谷間にはブナの原生林が広がっていました。



会津丸山岳(左)と梵天岳(右)



北には、大倉猿倉山。その左には、鬼ヶ面山と浅草岳。



雪が落ちて黒々とした岩壁を見せる大倉猿倉山。



鬼ヶ面山と浅草岳。



会津朝日岳。



燧ヶ岳



平ヶ岳



会津駒ヶ岳(右)から坪入山(左)にかけての稜線。

帰りの時間も気にかかるため、去りがたい山頂を後にしました。

一期一会の山で、このような展望が得られたのは、幸運以外のなにものでもありません。



途中のブナ林は、新緑に輝いていました。



下りの足を止めて、しばし散策。



上大鳥橋からの登り返しは、体力の限界まで追い込まれました。結局、村杉岳往復には、12時間かかりました。
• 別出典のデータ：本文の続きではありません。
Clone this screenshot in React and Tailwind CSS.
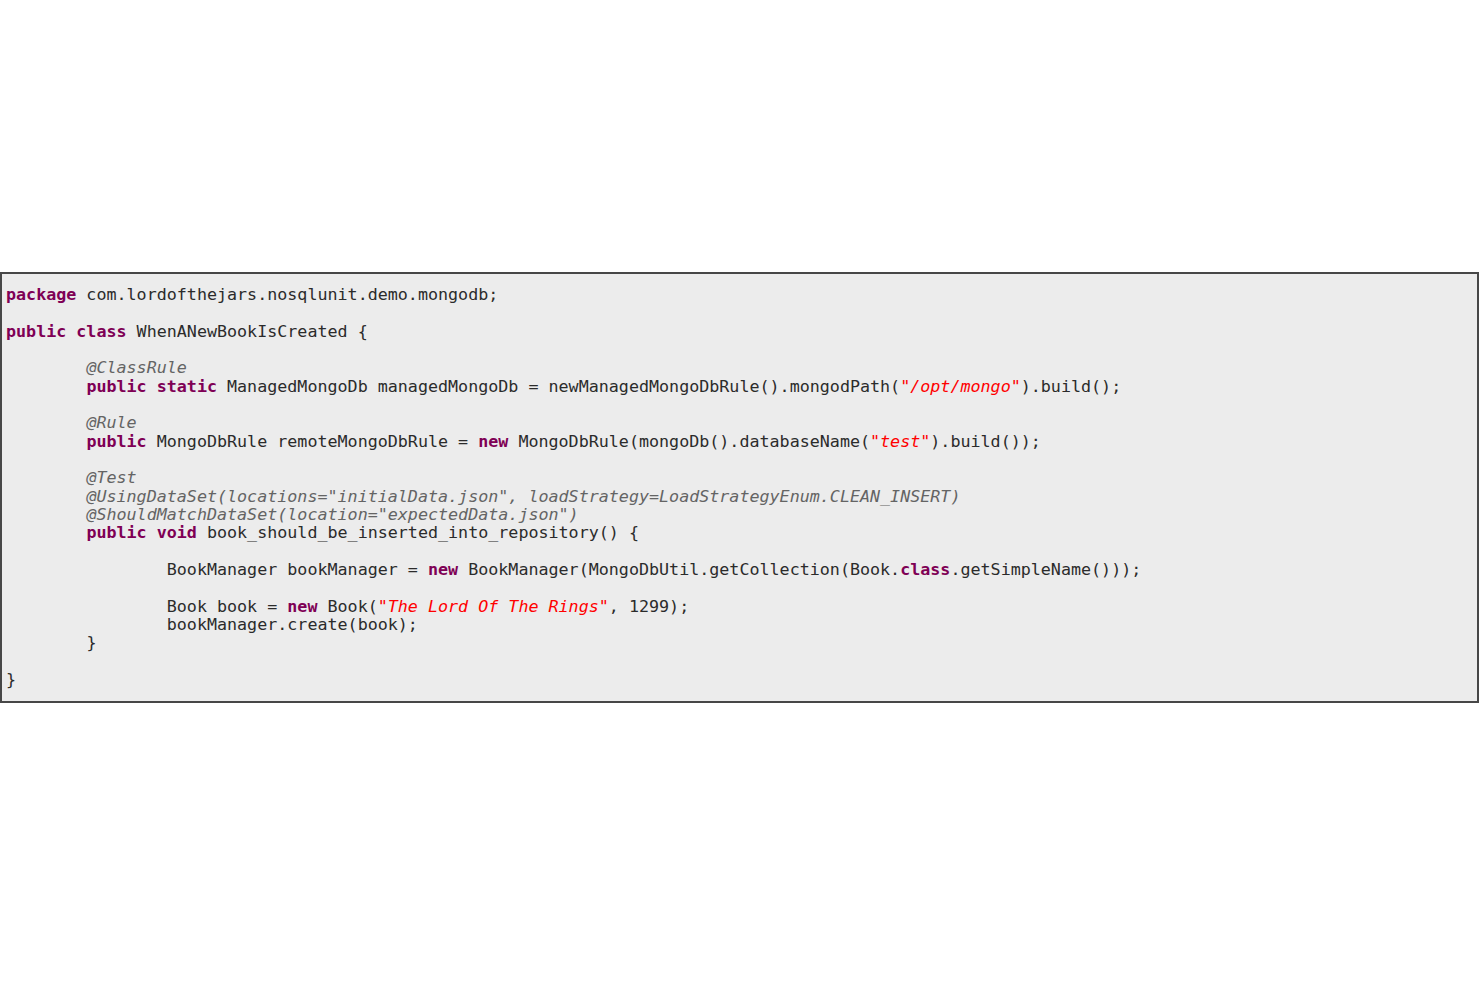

翌朝、東の稜線は、真っ赤な朝焼けに染まり、天気の崩れが予感されました。日向倉山に向かって歩き出したところ、スキー場のパトロールと出会い、昼過ぎから雨という天気予報を聞き、縦走は諦めて一旦山を下ることにしました。

ヤブコギも待ち構えているようで、体力の限界も感じていたため、中止のきっかけを待ち構えていたところもあります。

今回の村杉岳へのコースは、雪の状態によっては、安全のために選択するべき候補の一つですので、村杉岳を目指す人は参考まで。